On January 2, 2024, fighting broke out between SSPDF's 3rd Division led by Ajou along with Gal Machiek's militia against SSPDF forces led by General Kuel Garang, killing five people and injuring an unknown number more. Border attacks continued throughout January 2024, mostly with kidnappings and cattle and sheep raids. Attacks were uncommon.

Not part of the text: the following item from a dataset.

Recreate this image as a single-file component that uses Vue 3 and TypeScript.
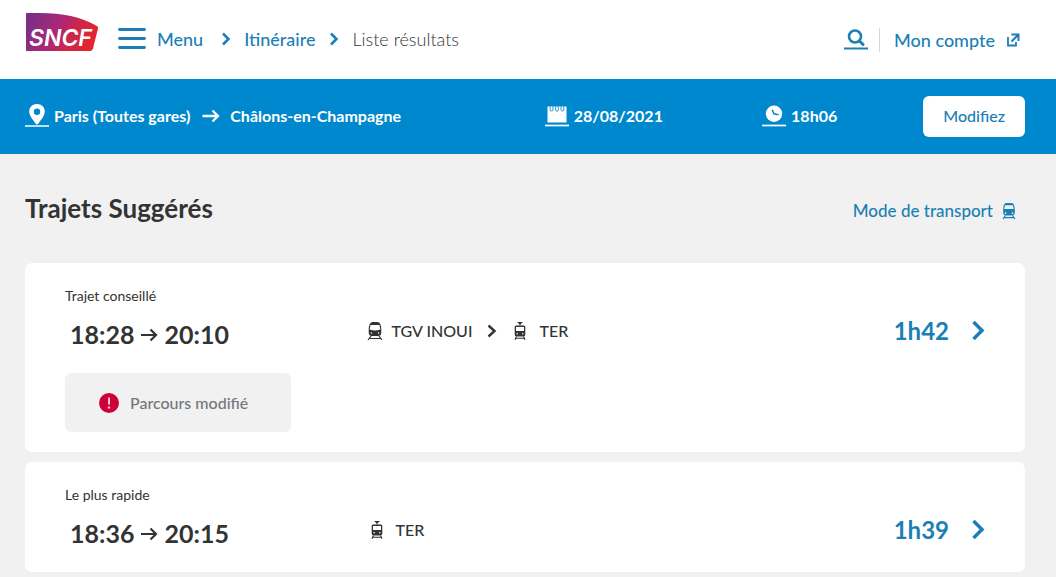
<script setup lang="ts">
type Mode = 'tgv' | 'ter'

interface Leg {
  mode: Mode
  label: string
}

interface Journey {
  id: number
  tag: string
  departure: string
  arrival: string
  legs: Leg[]
  duration: string
  notice?: string
}

const journeys: Journey[] = [
  {
    id: 1,
    tag: 'Trajet conseillé',
    departure: '18:28',
    arrival: '20:10',
    legs: [
      { mode: 'tgv', label: 'TGV INOUI' },
      { mode: 'ter', label: 'TER' },
    ],
    duration: '1h42',
    notice: 'Parcours modifié',
  },
  {
    id: 2,
    tag: 'Le plus rapide',
    departure: '18:36',
    arrival: '20:15',
    legs: [{ mode: 'ter', label: 'TER' }],
    duration: '1h39',
  },
]
</script>

<template>
  <div class="page">
    <header class="header">
      <a class="logo" href="#" aria-label="SNCF">
        <svg width="74" height="38" viewBox="0 0 74 38">
          <defs>
            <linearGradient id="brand" x1="0" y1="0.3" x2="1" y2="0.6">
              <stop offset="0" stop-color="#7a2f86" />
              <stop offset="0.4" stop-color="#a82878" />
              <stop offset="0.7" stop-color="#cf2647" />
              <stop offset="1" stop-color="#e5252b" />
            </linearGradient>
          </defs>
          <path d="M1 0H14C38 0 56 4 71 12.500Q73.500 13.500 73 15.500L68 35.500Q67.300 38 65 38H1Z" fill="url(#brand)" />
          <text x="4" y="33" class="logo-text">SNCF</text>
        </svg>
      </a>

      <nav class="crumbs" aria-label="Fil d'Ariane">
        <button class="menu" type="button">
          <svg width="28" height="22" viewBox="0 0 28 22" class="line">
            <path d="M1.500 1.500H26.500M1.500 10.500H26.500M1.500 19.500H26.500" stroke-width="2.800" stroke-linecap="round" />
          </svg>
          <span>Menu</span>
        </button>
        <svg class="line sep" width="10" height="14" viewBox="0 0 10 14">
          <path d="M2 1.500L7.500 7L2 12.500" stroke-width="2.500" />
        </svg>
        <a href="#">Itinéraire</a>
        <svg class="line sep" width="10" height="14" viewBox="0 0 10 14">
          <path d="M2 1.500L7.500 7L2 12.500" stroke-width="2.500" />
        </svg>
        <span class="current">Liste résultats</span>
      </nav>

      <div class="tools">
        <button class="search" type="button" aria-label="Rechercher">
          <svg class="line" width="24" height="21" viewBox="0 0 24 21">
            <circle cx="11" cy="7.500" r="6" stroke-width="2.600" />
            <path d="M15.500 12L19 15.500" stroke-width="3" stroke-linecap="round" />
            <path d="M0 19.500H24" stroke-width="2" />
          </svg>
        </button>
        <a class="account" href="#">
          <span>Mon compte</span>
          <svg class="line" width="14" height="14" viewBox="0 0 14 14">
            <path d="M2 4V12.500H10V9" stroke-width="1.800" />
            <path d="M5.500 1.500H12.500V8M12 2L5.500 8.500" stroke-width="2" />
          </svg>
        </a>
      </div>
    </header>

    <section class="query" aria-label="Votre recherche">
      <div class="place">
        <svg width="24" height="24" viewBox="0 0 24 24">
          <path fill-rule="evenodd" fill="#fff" d="M12 0C16.500 0 19.800 3.300 19.800 7.600C19.800 12 15.500 16.500 13.500 19.400Q12 21.500 10.500 19.400C8.500 16.500 4.200 12 4.200 7.600C4.200 3.300 7.500 0 12 0ZM12 4.500A3.200 3.200 0 1 0 12 10.900A3.200 3.200 0 1 0 12 4.500Z" />
          <path d="M0 22H24" stroke="#fff" stroke-width="1.500" />
        </svg>
        <span>Paris (Toutes gares)</span>
        <svg class="line" width="18" height="14" viewBox="0 0 18 14">
          <path d="M0.500 7H16M10.500 1.500L16 7L10.500 12.500" stroke-width="2.300" />
        </svg>
        <span>Châlons-en-Champagne</span>
      </div>
      <div class="item">
        <svg width="24" height="22" viewBox="0 0 24 22">
          <path fill="#fff" d="M2.500 1.500H21.500V17.500H2.500Z" />
          <g fill="#fff" stroke="#0088ce" stroke-width="0.900">
            <rect x="5.200" y="1" width="2.800" height="5" rx="1.200" />
            <rect x="10.600" y="1" width="2.800" height="5" rx="1.200" />
            <rect x="16" y="1" width="2.800" height="5" rx="1.200" />
          </g>
          <path d="M0 20.500H24" stroke="#fff" stroke-width="1.700" />
        </svg>
        <span>28/08/2021</span>
      </div>
      <div class="item">
        <svg width="24" height="22" viewBox="0 0 24 22">
          <circle cx="12" cy="8.800" r="8.200" fill="#fff" />
          <path d="M10.200 4.800L11.800 8.800L16.500 9.800" fill="none" stroke="#0088ce" stroke-width="1.500" />
          <path d="M0 20.500H24" stroke="#fff" stroke-width="1.700" />
        </svg>
        <span>18h06</span>
      </div>
      <button class="edit" type="button">Modifiez</button>
    </section>

    <main class="results">
      <div class="heading">
        <h1>Trajets Suggérés</h1>
        <a class="mode" href="#">
          <span>Mode de transport</span>
          <svg width="14" height="18" viewBox="0 0 14 18" fill="currentColor">
            <path fill-rule="evenodd" d="M4 1H10Q12.800 1.500 12.800 8V10.500Q12.800 13.500 10 13.500H4Q1.200 13.500 1.200 10.500V8Q1.200 1.500 4 1ZM3 3.200L2.300 7H11.700L11 3.200ZM3.500 10.200A0.900 0.900 0 1 0 3.500 12A0.900 0.900 0 1 0 3.500 10.200ZM10.500 10.200A0.900 0.900 0 1 0 10.500 12A0.900 0.900 0 1 0 10.500 10.200Z" />
            <path d="M3.500 13.500L1 17M10.500 13.500L13 17M2 15.700H12" stroke="currentColor" stroke-width="1.200" />
          </svg>
        </a>
      </div>

      <ul class="list">
        <li v-for="journey in journeys" :key="journey.id" class="card">
          <div class="when">
            <p class="tag">{{ journey.tag }}</p>
            <p class="times">
              <span>{{ journey.departure }}</span>
              <svg class="line" width="18" height="16" viewBox="0 0 18 16">
                <path d="M1 9H16M10.500 3.500L16 9L10.500 14.500" stroke-width="2.200" />
              </svg>
              <span>{{ journey.arrival }}</span>
            </p>
          </div>

          <div class="legs">
            <template v-for="(leg, index) in journey.legs" :key="index">
              <svg v-if="index > 0" class="line leg-sep" width="10" height="14" viewBox="0 0 10 14">
                <path d="M1.500 1.500L7.500 7L1.500 12.500" stroke-width="2.400" />
              </svg>
              <span class="leg">
                <svg v-if="leg.mode === 'tgv'" width="18" height="20" viewBox="0 0 18 20" fill="currentColor">
                  <path fill-rule="evenodd" d="M6 1H12Q15.300 2 15.300 9V11.500Q15.300 15 12 15H6Q2.700 15 2.700 11.500V9Q2.700 2 6 1ZM4.500 4L3.700 8.500Q9 10.500 14.300 8.500L13.500 4ZM5.400 11.200A0.800 0.800 0 1 0 5.400 12.800A0.800 0.800 0 1 0 5.400 11.200ZM12.600 11.200A0.800 0.800 0 1 0 12.600 12.800A0.800 0.800 0 1 0 12.600 11.200Z" />
                  <path d="M5 15L2 19M13 15L16 19M3.500 17.500H14.500" stroke="currentColor" stroke-width="1.200" />
                </svg>
                <svg v-else width="22" height="20" viewBox="0 0 22 20" fill="currentColor">
                  <path fill-rule="evenodd" d="M7 4.500H15Q16.300 4.500 16.300 6V13.500Q16.300 15.500 14.500 15.500H7.500Q5.700 15.500 5.700 13.500V6Q5.700 4.500 7 4.500ZM7 6V10H15V6ZM8.200 12A0.800 0.800 0 1 0 8.200 13.600A0.800 0.800 0 1 0 8.200 12ZM13.800 12A0.800 0.800 0 1 0 13.800 13.600A0.800 0.800 0 1 0 13.800 12Z" />
                  <path d="M8.500 1.500H13.500M9.500 1.500L11 3L12.500 1.500M11 3V4.500M7.500 15.500L6 18.700M14.500 15.500L16 18.700M6 17.300H16" fill="none" stroke="currentColor" stroke-width="1.100" />
                </svg>
                <span>{{ leg.label }}</span>
              </span>
            </template>
          </div>

          <a class="duration" href="#">
            <span>{{ journey.duration }}</span>
            <svg class="line" width="14" height="22" viewBox="0 0 14 22">
              <path d="M2.500 2L11 10.500L2.500 19" stroke-width="3.500" />
            </svg>
          </a>

          <p v-if="journey.notice" class="notice">
            <svg width="20" height="20" viewBox="0 0 20 20">
              <circle cx="10" cy="10" r="10" fill="#cd0037" />
              <path d="M10 4.500V11.500" stroke="#f6c9d5" stroke-width="2" />
              <circle cx="10" cy="14.500" r="1.200" fill="#f6c9d5" />
            </svg>
            <span>{{ journey.notice }}</span>
          </p>
        </li>
      </ul>
    </main>
  </div>
</template>

<style>
body {
  margin: 0;
  background: #f1f1f1;
}
</style>

<style scoped>
.page {
  font-family: Lato, "Open Sans", sans-serif;
  font-size: 16px;
  line-height: 24px;
  color: #333;
}

svg {
  display: block;
  flex: none;
}

.line {
  fill: none;
  stroke: currentColor;
}

a {
  color: #1b7fb5;
  text-decoration: none;
}

button {
  border: 0;
  padding: 0;
  background: none;
  font: inherit;
  color: #1b7fb5;
  cursor: pointer;
}

.header {
  display: flex;
  align-items: center;
  box-sizing: border-box;
  height: 79px;
  padding: 0 36px 0 25px;
  background: #fff;
  font-size: 18px;
  font-weight: 500;
}

.logo {
  margin: 0 19px 16px 0;
}

.logo-text {
  font: italic 600 23px Inter, sans-serif;
  fill: #fff;
}

.crumbs {
  display: flex;
  align-items: center;
  padding-bottom: 2px;
  color: #1b7fb5;
}

.menu {
  display: flex;
  align-items: center;
  gap: 11px;
  margin-right: 4px;
}

.sep {
  margin: 0 13px 0 14px;
}

.current {
  color: #333;
  font-weight: 300;
}

.tools {
  display: flex;
  align-items: center;
  margin-left: auto;
}

.search {
  padding-right: 11px;
}

.account {
  display: flex;
  align-items: center;
  gap: 11px;
  padding-left: 14px;
  border-left: 1px solid #d7d7d7;
}

.query {
  display: grid;
  grid-template-columns: 519fr 217fr 161fr auto;
  align-items: center;
  padding: 17px 31px 17px 25px;
  background: #0088ce;
  color: #fff;
  font-weight: 700;
}

.place,
.item {
  display: flex;
  align-items: center;
  gap: 5px;
  padding-bottom: 2px;
}

.place .line {
  margin: 0 5px 0 7px;
}

.edit {
  height: 41px;
  padding: 0 20px 2px;
  border-radius: 6px;
  background: #fff;
  font-weight: 500;
}

.results {
  padding: 39px 31px 5px 25px;
}

.heading {
  display: flex;
  align-items: flex-start;
  justify-content: space-between;
  margin-bottom: 40px;
}

h1 {
  margin: 0;
  font-size: 26px;
  line-height: 30px;
  font-weight: 700;
}

.mode {
  display: flex;
  align-items: center;
  gap: 9px;
  padding: 6px 9px 0 0;
  font-size: 17px;
  font-weight: 500;
}

.list {
  display: grid;
  gap: 10px;
  margin: 0;
  padding: 0;
  list-style: none;
}

.card {
  display: grid;
  grid-template-columns: 300fr 527fr auto;
  align-items: center;
  padding: 20px 40px;
  border-radius: 7px;
  background: #fff;
}

.tag,
.times,
.notice {
  margin: 0;
}

.when {
  padding: 1px 0;
}

.tag {
  font-size: 14px;
}

.times {
  display: flex;
  align-items: center;
  gap: 6px;
  margin-top: 8px;
  padding-left: 5px;
  font-size: 25px;
  line-height: 36px;
  font-weight: 700;
}

.legs,
.leg,
.duration,
.notice {
  display: flex;
  align-items: center;
}

.legs,
.duration {
  padding-top: 26px;
}

.legs {
  font-weight: 500;
}

.leg {
  gap: 8px;
}

.leg-sep {
  margin: 0 12px 0 15px;
}

.duration {
  gap: 22px;
  font-size: 24px;
  font-weight: 700;
}

.notice {
  grid-column: 1;
  justify-self: start;
  gap: 11px;
  box-sizing: border-box;
  height: 59px;
  margin-top: 20px;
  padding: 0 43px 0 34px;
  border-radius: 6px;
  background: #f1f1f1;
  color: #747678;
  font-weight: 500;
}
</style>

==== Gai Machiek's campaign ====
On January 27, 2024, Twic Dinka attacked the border villages of Nyinhuac, Majbong, and Ka-dhian and killed over fifty-three people and injured over sixty-four others. The attack was repelled by UNISFA, who lost two peacekeepers. The perpetrators of the attack were also associated with Gai Machiek. Between February 3 and 4, Machiek's militia launched attacks on Mijak, Aleel, and Rummamer counties. The first attack occurred at 10:30am in Rummamer county, where one person was killed and one was injured. Further attacks occurred in Mijak county around 3pm, where fourteen people were killed when their houses were burned. Another attack occurred in Aleel county, leading to the deaths of four civilians, and one in Machbong, where a market was torched. Nineteen people were killed and eighteen were injured in the February 3 attacks. Further attacks the next day killed eighteen people and saw Twic Dinka and Gai Machiek's militants steal 1,000 heads of cattle.

== Reactions ==
The United Nations called for peace in the region in May 2023. UNISFA also congratulated the initial ceasefire in April 2023.

Countries

- China expressed concern that the war in Sudan would restart conflict in Abyei in May 2023.
- France called for peace in the region in May 2023.

Supranational organizations

- The United Nations also expressed concern that the war in Sudan would restart conflict in Abyei in May 2023.